Governance

H. Rush Spedden

H. Rush Spedden

AIME Past Trustee
1969 - 1971
Member Society
SME

H. Rush Spedden is Director of Research, Metal Mining Division, Kennecott Copper Corporation, Salt Lake City, and holds an additional appointment as Adjunct Professor of Metallurgy at the University of Utah. Mr. Spedden is a graduate of the University of Washington, with a B.S. degree in Mining Engineering. He received a Master's Degree in Mineral Dressing from Montana School of Mines in 1940, and then joined Professor A. M. Gaudin's group at MIT, where he was successively a research assistant and an instructor until 1942. Following a period of U.S. government service in Bolivia and military service in Germany, he returned to MIT in 1946 as an Assistant Professor of Mineral Engineering. Mr. Spedden was the recipient of an honorary professional degree of Mineral Dressing Engineer from Montana School of Mines in 1964. Leaving his academic position in 1952, he joined the Metals Research Laboratories of Union Carbide, Niagara Falls, where he was Manager of the Minerals and Chemical Engineering Group until he was assigned to Union Carbide's New York headquarters as Director of Research for its Ore Division in 1957. He transferred to his present position with Kennecott in 1964. From the time that he was President of his AIME Student Chapter in 1938, he has been active in AIME affairs, both as contributor of technical papers and as a member of numerous committees.
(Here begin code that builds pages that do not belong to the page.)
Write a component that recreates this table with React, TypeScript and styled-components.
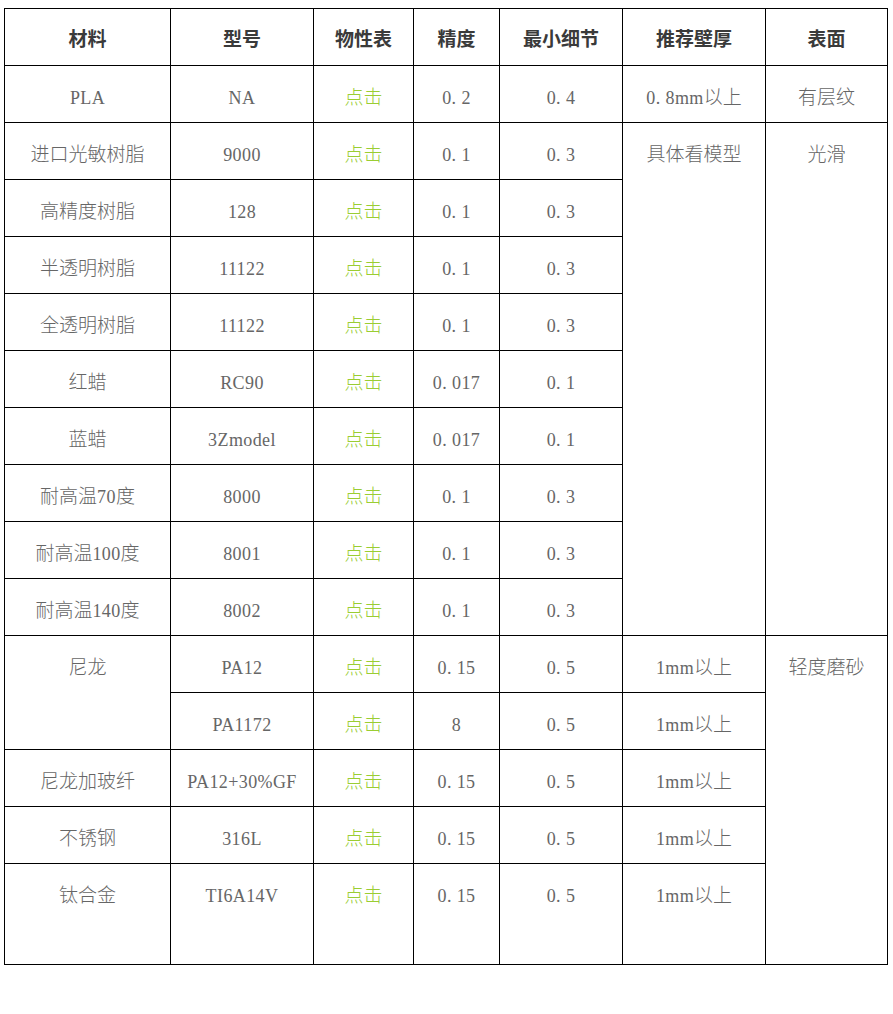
import React from 'react';
import styled, { createGlobalStyle } from 'styled-components';

const GlobalStyle = createGlobalStyle`
  html, body {
    margin: 0;
    padding: 0;
    background: #ffffff;
  }
  body {
    font-family: "Noto Sans CJK SC", "Liberation Serif", serif;
  }
`;

const Page = styled.div`
  padding: 8px 0 0 4px;
`;

const Table = styled.table`
  width: 883px;
  border-collapse: collapse;
  table-layout: fixed;
`;

const HeadCell = styled.th`
  border: 1px solid #000;
  padding: 17px 4px 0;
  height: 39px;
  line-height: 24px;
  font-size: 19px;
  font-weight: 700;
  color: #3a3a3a;
  text-align: center;
  vertical-align: top;
`;

const Cell = styled.td<{ $tall?: boolean; $link?: boolean }>`
  border: 1px solid #000;
  padding: 18px 4px 0;
  height: ${(p) => (p.$tall ? '82px' : '38px')};
  line-height: 24px;
  font-size: 19px;
  font-weight: 300;
  color: ${(p) => (p.$link ? '#9acd32' : '#666666')};
  text-align: center;
  vertical-align: top;
  white-space: nowrap;
`;

const Latin = styled.span`
  font-family: "Liberation Serif", serif;
  font-size: 18px;
  line-height: 24px;
  font-weight: 400;
  letter-spacing: 0.4px;
`;

const widths = [166, 143, 100, 86, 123, 143, 122];
const headers = ['材料', '型号', '物性表', '精度', '最小细节', '推荐壁厚', '表面'];

type CellData = { text: string; rowSpan?: number; link?: boolean };

const link: CellData = { text: '点击', link: true };

const rows: CellData[][] = [
  [{ text: 'PLA' }, { text: 'NA' }, link, { text: '0. 2' }, { text: '0. 4' }, { text: '0. 8mm以上' }, { text: '有层纹' }],
  [{ text: '进口光敏树脂' }, { text: '9000' }, link, { text: '0. 1' }, { text: '0. 3' }, { text: '具体看模型', rowSpan: 9 }, { text: '光滑', rowSpan: 9 }],
  [{ text: '高精度树脂' }, { text: '128' }, link, { text: '0. 1' }, { text: '0. 3' }],
  [{ text: '半透明树脂' }, { text: '11122' }, link, { text: '0. 1' }, { text: '0. 3' }],
  [{ text: '全透明树脂' }, { text: '11122' }, link, { text: '0. 1' }, { text: '0. 3' }],
  [{ text: '红蜡' }, { text: 'RC90' }, link, { text: '0. 017' }, { text: '0. 1' }],
  [{ text: '蓝蜡' }, { text: '3Zmodel' }, link, { text: '0. 017' }, { text: '0. 1' }],
  [{ text: '耐高温70度' }, { text: '8000' }, link, { text: '0. 1' }, { text: '0. 3' }],
  [{ text: '耐高温100度' }, { text: '8001' }, link, { text: '0. 1' }, { text: '0. 3' }],
  [{ text: '耐高温140度' }, { text: '8002' }, link, { text: '0. 1' }, { text: '0. 3' }],
  [{ text: '尼龙', rowSpan: 2 }, { text: 'PA12' }, link, { text: '0. 15' }, { text: '0. 5' }, { text: '1mm以上' }, { text: '轻度磨砂', rowSpan: 5 }],
  [{ text: 'PA1172' }, link, { text: '8' }, { text: '0. 5' }, { text: '1mm以上' }],
  [{ text: '尼龙加玻纤' }, { text: 'PA12+30%GF' }, link, { text: '0. 15' }, { text: '0. 5' }, { text: '1mm以上' }],
  [{ text: '不锈钢' }, { text: '316L' }, link, { text: '0. 15' }, { text: '0. 5' }, { text: '1mm以上' }],
  [{ text: '钛合金' }, { text: 'TI6A14V' }, link, { text: '0. 15' }, { text: '0. 5' }, { text: '1mm以上' }],
];

// latin runs get the serif face, CJK runs keep the base font
function Mixed({ text }: { text: string }) {
  const parts = text.split(/([\u3000-\u9fff\uff00-\uffef]+)/).filter(Boolean);
  return (
    <>
      {parts.map((part, i) =>
        /[\u3000-\u9fff\uff00-\uffef]/.test(part) ? (
          <span key={i}>{part}</span>
        ) : (
          <Latin key={i}>{part}</Latin>
        )
      )}
    </>
  );
}

export default function App() {
  return (
    <>
      <GlobalStyle />
      <Page>
        <Table>
          <colgroup>
            {widths.map((w, i) => (
              <col key={i} style={{ width: w }} />
            ))}
          </colgroup>
          <thead>
            <tr>
              {headers.map((h) => (
                <HeadCell key={h}>{h}</HeadCell>
              ))}
            </tr>
          </thead>
          <tbody>
            {rows.map((row, r) => (
              <tr key={r}>
                {row.map((c, i) => (
                  <Cell
                    key={i}
                    rowSpan={c.rowSpan}
                    $link={c.link}
                    $tall={r === rows.length - 1 && !c.rowSpan}
                  >
                    <Mixed text={c.text} />
                  </Cell>
                ))}
              </tr>
            ))}
          </tbody>
        </Table>
      </Page>
    </>
  );
}
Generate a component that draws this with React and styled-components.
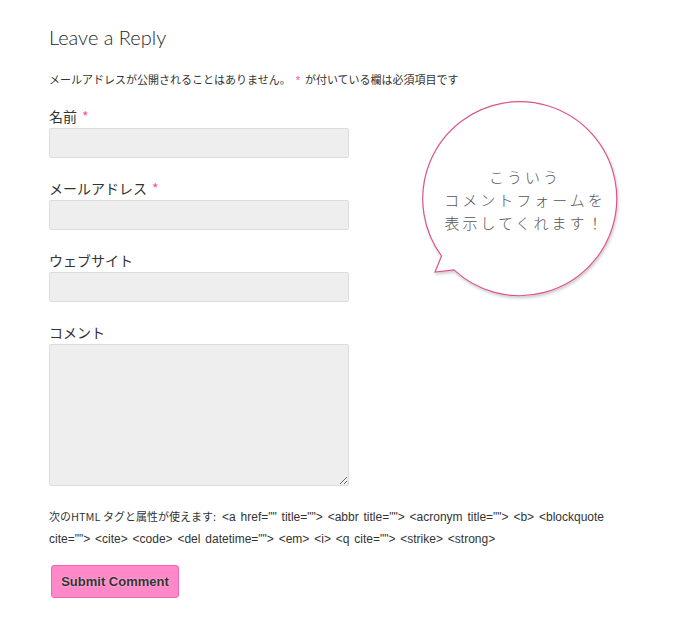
import React from "react";
import styled, { createGlobalStyle } from "styled-components";

const GlobalStyle = createGlobalStyle`
  body {
    margin: 0;
    background: #ffffff;
    font-family: "Liberation Sans", "Noto Sans CJK JP", sans-serif;
    color: #333333;
  }
`;

const Page = styled.div`
  position: relative;
  width: 690px;
  height: 627px;
  padding: 22px 0 0 49px;
  box-sizing: border-box;
`;

const Title = styled.h3`
  margin: 0 0 20px;
  font-family: "Lato", "Noto Sans CJK JP", sans-serif;
  font-weight: 300;
  font-size: 20px;
  line-height: 30px;
  color: #1f1f1f;
`;

const Notes = styled.p`
  margin: 0 0 19px;
  font-size: 11px;
  line-height: 16px;
  color: #333;
`;

const Required = styled.span`
  color: #ff4f9f;
  margin: 0 ${(p) => (p.$tight ? 0 : 5)}px 0 5px;
`;

const Field = styled.div`
  display: flex;
  flex-direction: column;
  margin-bottom: 21px;
`;

const Label = styled.label`
  font-size: 14px;
  line-height: 18px;
  margin-bottom: 3px;
  color: #333;
  font-family: "Noto Sans CJK JP", sans-serif;
  font-weight: 400;
`;

const Input = styled.input`
  width: 300px;
  height: 30px;
  box-sizing: border-box;
  background: #eeeeee;
  border: 1px solid #dcdcdc;
  border-radius: 2px;
  margin: 0;
`;

const TextArea = styled.textarea`
  width: 300px;
  height: 142px;
  box-sizing: border-box;
  background: #eeeeee;
  border: 1px solid #dcdcdc;
  border-radius: 2px;
  margin: 0;
  display: block;
`;

const Allowed = styled.p`
  margin: -1px 0 15px;
  width: 580px;
  font-size: 12px;
  line-height: 22px;
  word-spacing: 1.5px;
  color: #333;
`;

const AllowedIntro = styled.span`
  font-family: "Noto Sans CJK JP", sans-serif;
  font-size: 11px;
  line-height: 16px;
  word-spacing: 0;
  margin-right: 6px;
`;

const SubmitButton = styled.button`
  display: block;
  margin-left: 2px;
  width: 128px;
  height: 33px;
  background: #ff88c8;
  border: 1px solid #f266b4;
  border-radius: 3px;
  font-family: "Liberation Sans", sans-serif;
  font-weight: bold;
  font-size: 13px;
  color: #333;
  text-shadow: 0 0 2px rgba(255, 255, 255, 0.6);
  padding: 0;
`;

const Bubble = styled.div`
  position: absolute;
  left: 420px;
  top: 98px;
  width: 210px;
  height: 210px;

  svg {
    display: block;
  }
`;

const BubbleText = styled.div`
  position: absolute;
  left: 0;
  width: 206px;
  top: 67px;
  text-align: center;
  font-family: "Noto Sans CJK JP", sans-serif;
  font-weight: 300;
  font-size: 15px;
  line-height: 23px;
  letter-spacing: 3px;
  color: #555;
  padding-left: 2px;
`;

const SpeechBubble = () => (
  <Bubble>
    <svg width="210" height="210" viewBox="0 0 210 210">
      <defs>
        <filter id="sh" x="-10%" y="-10%" width="125%" height="125%">
          <feDropShadow dx="1" dy="2" stdDeviation="1.5" floodColor="#000" floodOpacity="0.2" />
        </filter>
      </defs>
      <path
        d="M 21.5 158 A 97 97 0 1 1 33.9 171.9 L 15 174 Z"
        fill="#fff"
        stroke="#d9558c"
        strokeWidth="1.2"
        filter="url(#sh)"
      />
    </svg>
    <BubbleText>
      こういう
      <br />
      コメントフォームを
      <br />
      表示してくれます！
    </BubbleText>
  </Bubble>
);

export default function App() {
  return (
    <>
      <GlobalStyle />
      <Page>
        <Title>Leave a Reply</Title>
        <Notes>
          メールアドレスが公開されることはありません。<Required>*</Required>が付いている欄は必須項目です
        </Notes>
        <Field>
          <Label>
            名前<Required $tight>*</Required>
          </Label>
          <Input type="text" />
        </Field>
        <Field>
          <Label>
            メールアドレス<Required $tight>*</Required>
          </Label>
          <Input type="text" />
        </Field>
        <Field>
          <Label>ウェブサイト</Label>
          <Input type="text" />
        </Field>
        <Field>
          <Label>コメント</Label>
          <TextArea />
        </Field>
        <Allowed>
          <AllowedIntro>次のHTML タグと属性が使えます:</AllowedIntro>
          &lt;a href="" title=""&gt; &lt;abbr title=""&gt; &lt;acronym title=""&gt; &lt;b&gt;
          &lt;blockquote cite=""&gt; &lt;cite&gt; &lt;code&gt; &lt;del datetime=""&gt; &lt;em&gt;
          &lt;i&gt; &lt;q cite=""&gt; &lt;strike&gt; &lt;strong&gt;
        </Allowed>
        <SubmitButton>Submit Comment</SubmitButton>
        <SpeechBubble />
      </Page>
    </>
  );
}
He served as Minerals Beneficiation Division Chairman in 1960, Chairman of the AIME Membership Committee (1968-69), Chairman of the Utah Section 1968, President of the Society of Mining Engineers of AIME 1970, and is currently a member of the AIME Board of Directors. He was General Chairman of the VII International Mineral Processing Congress in 1964 and since that time has served as the U.S. member of the International Scientific Committee, the guiding body for those Congresses. Mr. Spedden's teaching and research have encompassed the field of the extraction of metals from ore deposits. His activities, as evidenced by numerous technical papers and patents, have led to improved production processes for several nonferrous metals.